━━ Recorded information ━━
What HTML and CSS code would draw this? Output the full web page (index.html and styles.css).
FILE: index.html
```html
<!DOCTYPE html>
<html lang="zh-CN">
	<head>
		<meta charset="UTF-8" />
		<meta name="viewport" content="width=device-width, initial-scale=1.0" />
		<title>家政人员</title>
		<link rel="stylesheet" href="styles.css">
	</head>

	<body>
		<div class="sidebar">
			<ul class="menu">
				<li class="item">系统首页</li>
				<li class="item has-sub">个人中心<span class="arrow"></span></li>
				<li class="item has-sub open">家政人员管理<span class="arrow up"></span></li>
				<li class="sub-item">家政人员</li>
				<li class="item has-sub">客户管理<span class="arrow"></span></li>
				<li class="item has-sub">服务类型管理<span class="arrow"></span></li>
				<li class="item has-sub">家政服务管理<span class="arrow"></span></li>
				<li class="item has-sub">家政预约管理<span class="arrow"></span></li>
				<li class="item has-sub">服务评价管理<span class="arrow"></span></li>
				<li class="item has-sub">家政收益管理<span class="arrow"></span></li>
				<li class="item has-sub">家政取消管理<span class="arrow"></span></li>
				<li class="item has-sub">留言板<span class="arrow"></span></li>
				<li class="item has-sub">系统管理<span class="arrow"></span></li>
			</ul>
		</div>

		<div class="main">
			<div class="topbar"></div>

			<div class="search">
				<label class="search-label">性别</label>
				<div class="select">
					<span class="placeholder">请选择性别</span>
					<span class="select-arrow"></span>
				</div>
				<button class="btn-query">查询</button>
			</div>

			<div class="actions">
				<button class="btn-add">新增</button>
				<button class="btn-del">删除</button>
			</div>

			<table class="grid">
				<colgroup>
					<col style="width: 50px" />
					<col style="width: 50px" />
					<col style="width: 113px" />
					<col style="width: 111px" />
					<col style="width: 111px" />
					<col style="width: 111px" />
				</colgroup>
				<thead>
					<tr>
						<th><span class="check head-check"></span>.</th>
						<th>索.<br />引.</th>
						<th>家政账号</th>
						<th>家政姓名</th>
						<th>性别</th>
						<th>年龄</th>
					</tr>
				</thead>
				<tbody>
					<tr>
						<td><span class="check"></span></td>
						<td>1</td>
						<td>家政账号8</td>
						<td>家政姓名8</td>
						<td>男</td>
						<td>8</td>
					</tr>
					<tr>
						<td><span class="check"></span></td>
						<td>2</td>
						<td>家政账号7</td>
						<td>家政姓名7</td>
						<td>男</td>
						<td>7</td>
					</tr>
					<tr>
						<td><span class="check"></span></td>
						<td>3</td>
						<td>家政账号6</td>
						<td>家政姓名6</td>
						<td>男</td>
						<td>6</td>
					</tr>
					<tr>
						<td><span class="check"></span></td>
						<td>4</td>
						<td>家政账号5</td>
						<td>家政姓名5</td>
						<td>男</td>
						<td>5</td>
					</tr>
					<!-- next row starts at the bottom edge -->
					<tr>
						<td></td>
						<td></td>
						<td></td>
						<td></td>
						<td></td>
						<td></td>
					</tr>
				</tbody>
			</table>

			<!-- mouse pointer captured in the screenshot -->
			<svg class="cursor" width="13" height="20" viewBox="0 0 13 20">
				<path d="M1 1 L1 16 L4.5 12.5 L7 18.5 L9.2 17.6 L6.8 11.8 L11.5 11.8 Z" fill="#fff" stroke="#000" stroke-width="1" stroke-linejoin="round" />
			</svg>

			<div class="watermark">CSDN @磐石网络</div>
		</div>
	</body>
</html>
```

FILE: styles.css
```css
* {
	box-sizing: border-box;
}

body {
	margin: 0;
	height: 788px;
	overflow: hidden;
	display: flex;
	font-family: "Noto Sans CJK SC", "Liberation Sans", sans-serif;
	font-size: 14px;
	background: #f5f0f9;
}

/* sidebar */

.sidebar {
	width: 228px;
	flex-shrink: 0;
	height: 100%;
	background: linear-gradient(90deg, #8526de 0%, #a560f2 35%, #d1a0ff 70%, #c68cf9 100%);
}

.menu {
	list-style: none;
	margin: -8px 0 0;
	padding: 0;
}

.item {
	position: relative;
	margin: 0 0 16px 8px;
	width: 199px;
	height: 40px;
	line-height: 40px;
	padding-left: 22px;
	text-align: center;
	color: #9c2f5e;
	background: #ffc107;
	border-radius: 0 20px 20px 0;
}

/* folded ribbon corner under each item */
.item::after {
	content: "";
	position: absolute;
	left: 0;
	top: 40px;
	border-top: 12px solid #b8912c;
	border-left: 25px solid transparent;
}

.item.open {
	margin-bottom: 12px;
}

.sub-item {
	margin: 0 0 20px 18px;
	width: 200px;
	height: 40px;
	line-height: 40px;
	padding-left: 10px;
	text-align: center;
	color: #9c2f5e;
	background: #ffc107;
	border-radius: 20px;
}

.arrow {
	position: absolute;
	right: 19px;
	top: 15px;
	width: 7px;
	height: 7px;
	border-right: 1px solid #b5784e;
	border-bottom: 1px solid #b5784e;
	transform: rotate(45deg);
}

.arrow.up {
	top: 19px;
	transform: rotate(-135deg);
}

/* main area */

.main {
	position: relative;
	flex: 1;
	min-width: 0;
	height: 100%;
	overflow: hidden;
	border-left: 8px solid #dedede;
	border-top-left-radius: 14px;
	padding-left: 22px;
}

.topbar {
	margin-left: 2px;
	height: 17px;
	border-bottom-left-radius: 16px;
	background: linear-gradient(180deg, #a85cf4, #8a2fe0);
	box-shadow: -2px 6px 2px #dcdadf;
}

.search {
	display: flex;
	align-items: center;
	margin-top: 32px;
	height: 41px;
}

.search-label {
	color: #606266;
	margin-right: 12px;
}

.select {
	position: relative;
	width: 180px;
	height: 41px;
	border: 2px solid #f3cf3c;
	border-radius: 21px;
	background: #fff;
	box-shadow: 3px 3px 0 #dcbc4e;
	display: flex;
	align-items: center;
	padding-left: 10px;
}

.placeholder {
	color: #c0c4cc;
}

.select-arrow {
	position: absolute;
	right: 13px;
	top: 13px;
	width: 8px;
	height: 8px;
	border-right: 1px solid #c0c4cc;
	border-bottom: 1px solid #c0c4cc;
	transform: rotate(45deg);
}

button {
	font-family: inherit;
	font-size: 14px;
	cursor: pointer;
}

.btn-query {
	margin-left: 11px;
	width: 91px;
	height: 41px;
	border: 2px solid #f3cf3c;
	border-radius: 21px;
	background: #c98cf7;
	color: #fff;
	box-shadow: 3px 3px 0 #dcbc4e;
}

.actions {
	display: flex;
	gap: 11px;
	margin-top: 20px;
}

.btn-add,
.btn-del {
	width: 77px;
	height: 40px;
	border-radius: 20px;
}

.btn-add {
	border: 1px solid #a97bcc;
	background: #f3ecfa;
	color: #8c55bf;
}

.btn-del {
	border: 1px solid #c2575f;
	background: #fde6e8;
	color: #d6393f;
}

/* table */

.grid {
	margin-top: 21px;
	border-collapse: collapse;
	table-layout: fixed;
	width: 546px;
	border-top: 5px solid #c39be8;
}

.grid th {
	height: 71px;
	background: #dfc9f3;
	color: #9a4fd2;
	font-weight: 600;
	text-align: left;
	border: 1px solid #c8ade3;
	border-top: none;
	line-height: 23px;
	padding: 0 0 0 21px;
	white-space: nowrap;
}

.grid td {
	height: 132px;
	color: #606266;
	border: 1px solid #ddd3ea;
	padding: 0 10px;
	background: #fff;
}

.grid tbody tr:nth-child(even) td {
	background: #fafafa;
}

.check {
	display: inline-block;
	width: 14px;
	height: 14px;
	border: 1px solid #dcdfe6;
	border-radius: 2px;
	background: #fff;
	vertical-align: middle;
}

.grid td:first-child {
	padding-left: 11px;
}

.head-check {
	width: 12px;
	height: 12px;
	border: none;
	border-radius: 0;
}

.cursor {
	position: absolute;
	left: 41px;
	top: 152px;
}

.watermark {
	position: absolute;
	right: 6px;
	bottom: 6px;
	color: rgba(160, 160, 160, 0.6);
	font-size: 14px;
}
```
━━━
- Task description: In the listing above, find each line with the word "styles" and copy it.

- Final result:
What HTML and CSS code would draw this? Output the full web page (index.html and styles.css).
		<link rel="stylesheet" href="styles.css">
FILE: styles.css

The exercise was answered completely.